(segue) Ai coloni dell'Agro Pontino
(18 dicembre 1936)
[Inizio scritto]

      Siamo andati verso il popolo. Sul terreno delle conquiste sociali, delle grandi realizzazioni, che devono elevare moralmente e materialmente il popolo, noi non abbiamo nulla da imparare da nessuno. Possiamo insegnare qualche cosa a tutti.
      I premi che furono distribuiti ai coloni di questa terra oramai redenta, costituiscono un premio alla loro fatica, ma costituiscono anche un impegno per tutti i lavoratori della terra, di rimanere fedeli alla terra, poiché colui che l'abbandona senza un supremo motivo, io lo considero un disertore dinanzi a sé e dinanzi al popolo italiano.
      Il destino dei popoli che si sono inurbati ed hanno abbandonata la terra, è storicamente segnato: è la decadenza che li attende!

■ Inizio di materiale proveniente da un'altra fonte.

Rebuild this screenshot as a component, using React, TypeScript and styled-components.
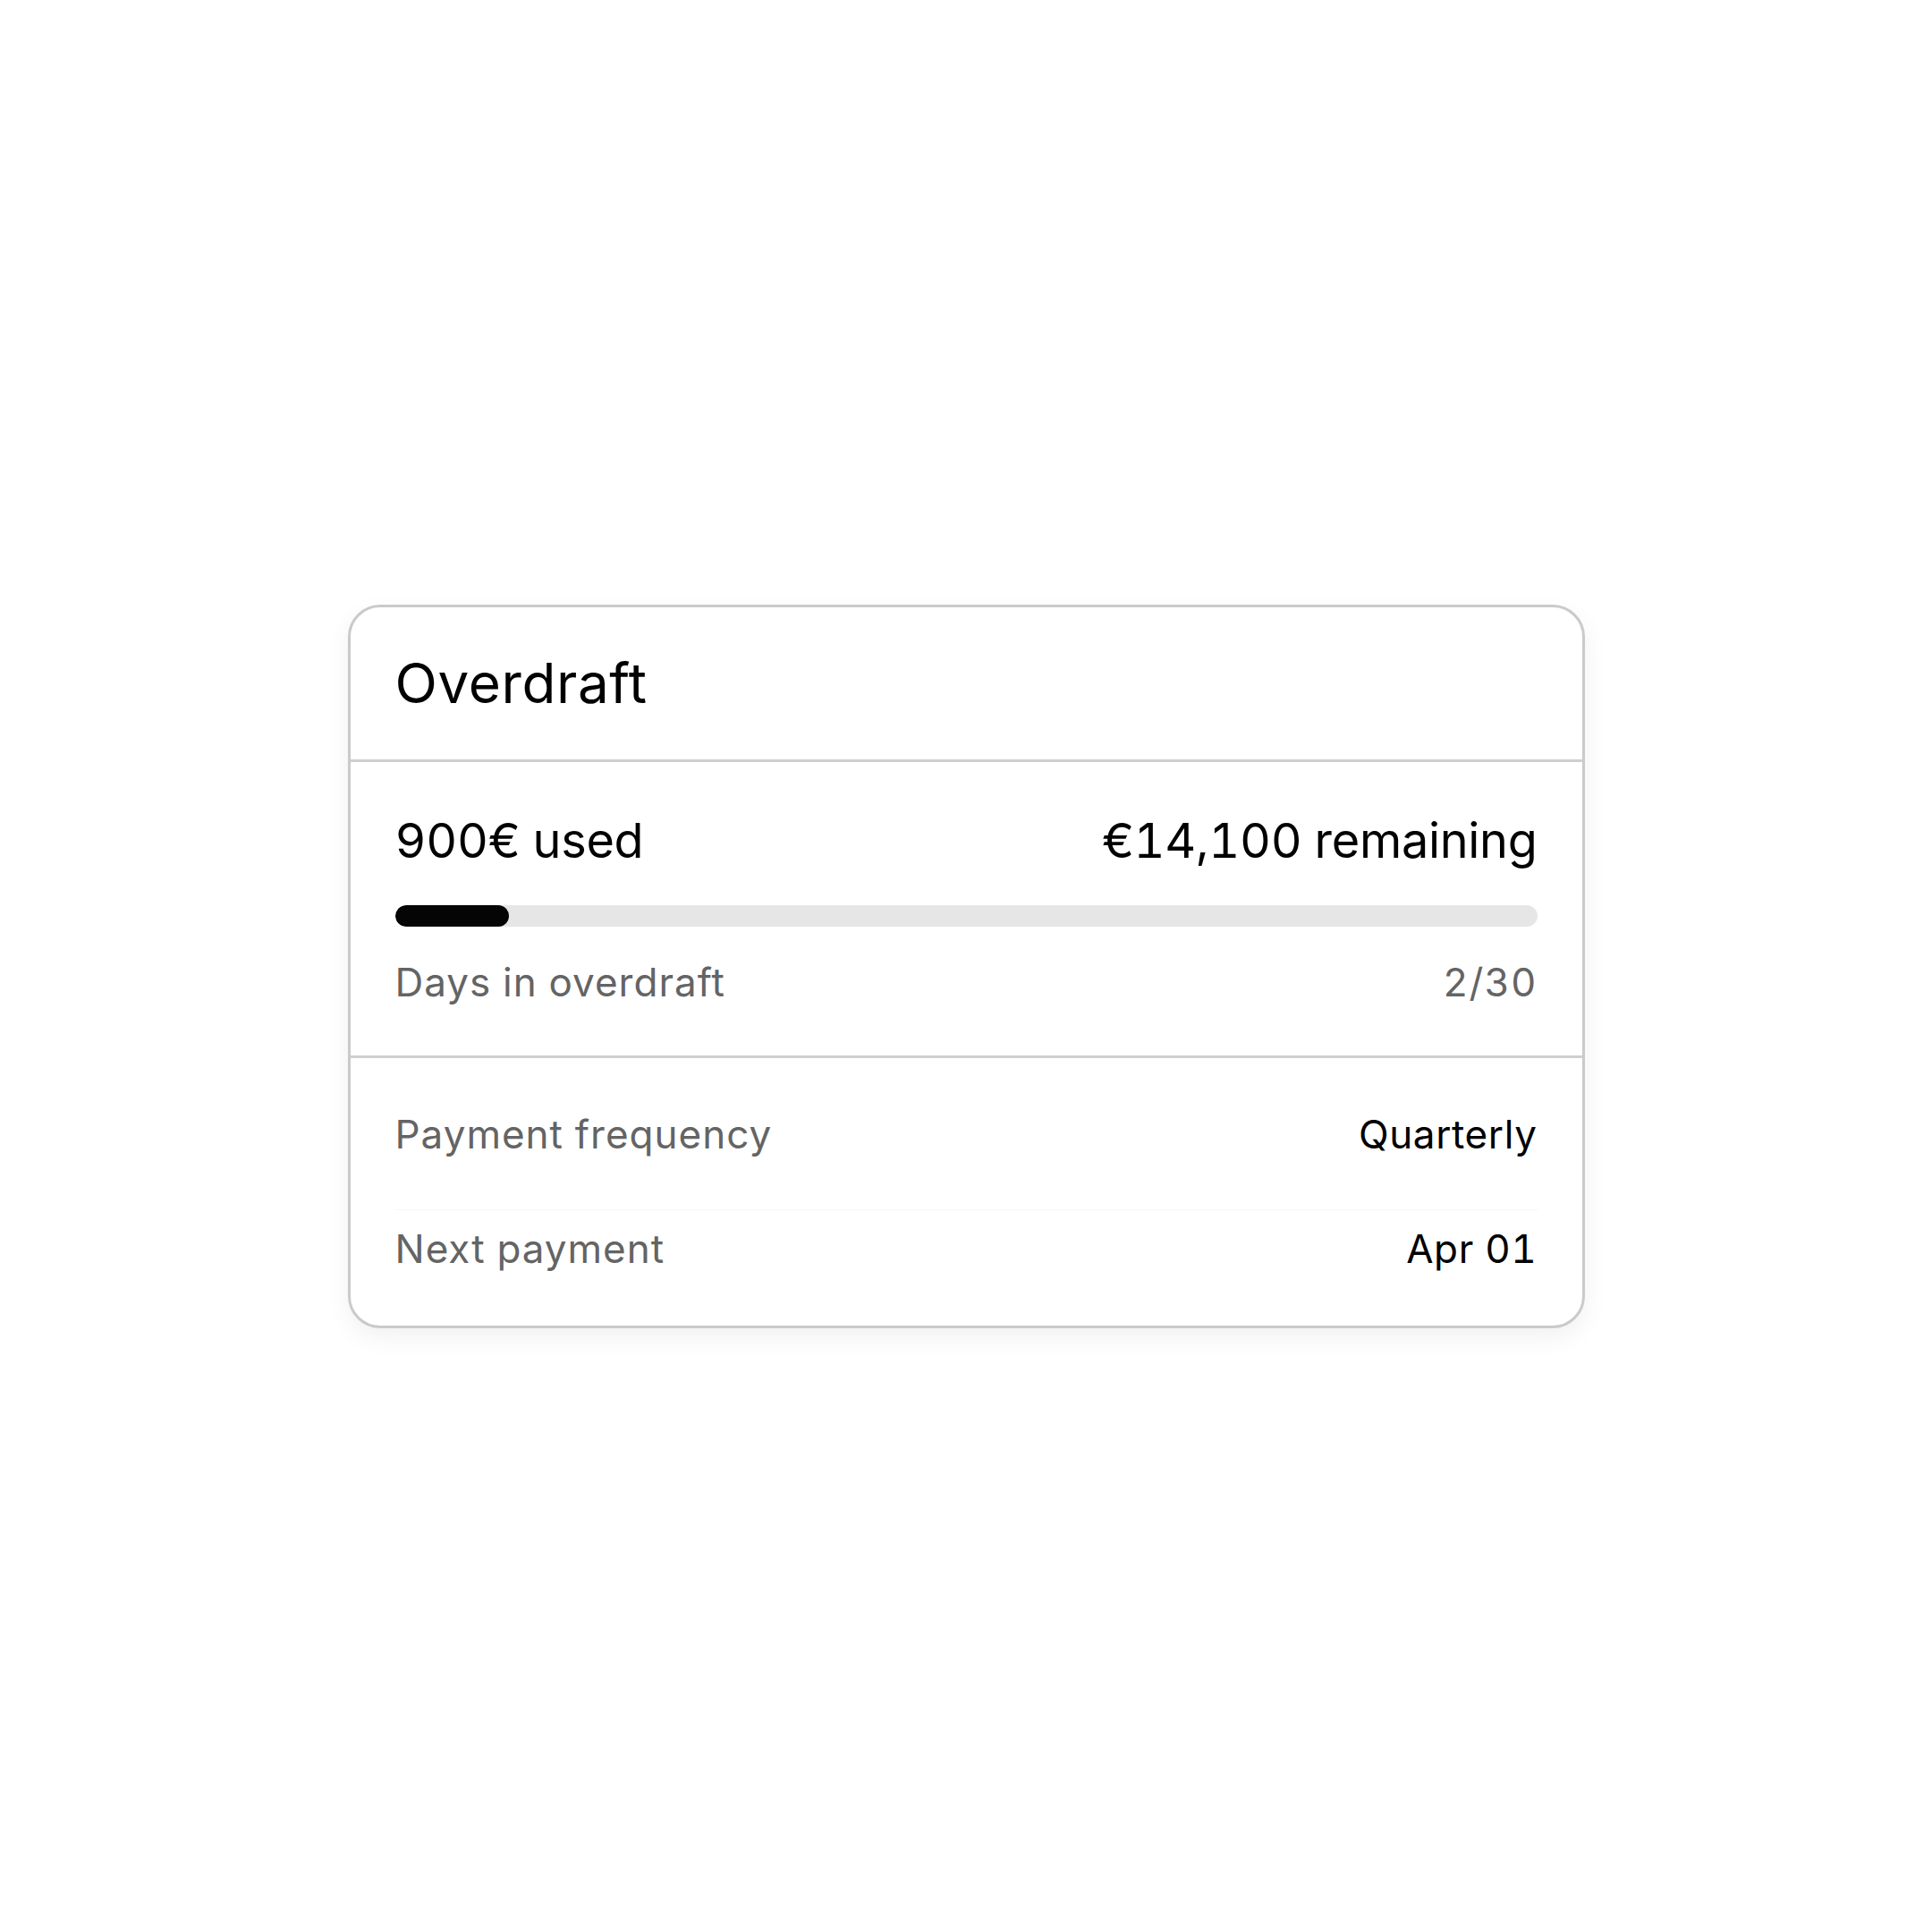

      Fu questione, nel discorso di Avellino, di sapere se tutti i Conti erano stati regolati. Tutti i conti africani sono stati regolati, fino al centesimo. Altri conti esistono, altre questioni, ma io credo fermamente che essi saranno regolati per le vie normali, come noi desideriamo e vogliamo. Poiché mentre noi fascisti respingiamo la favola incosciente di una pace perpetua, che non esiste mai nel mondo e mai potrà esistere, desideriamo il più lungo periodo possibile di pace.
      Donne di Minturno, alzate pure l'ulivo: voi sapete con che cosa noi l'accompagniamo!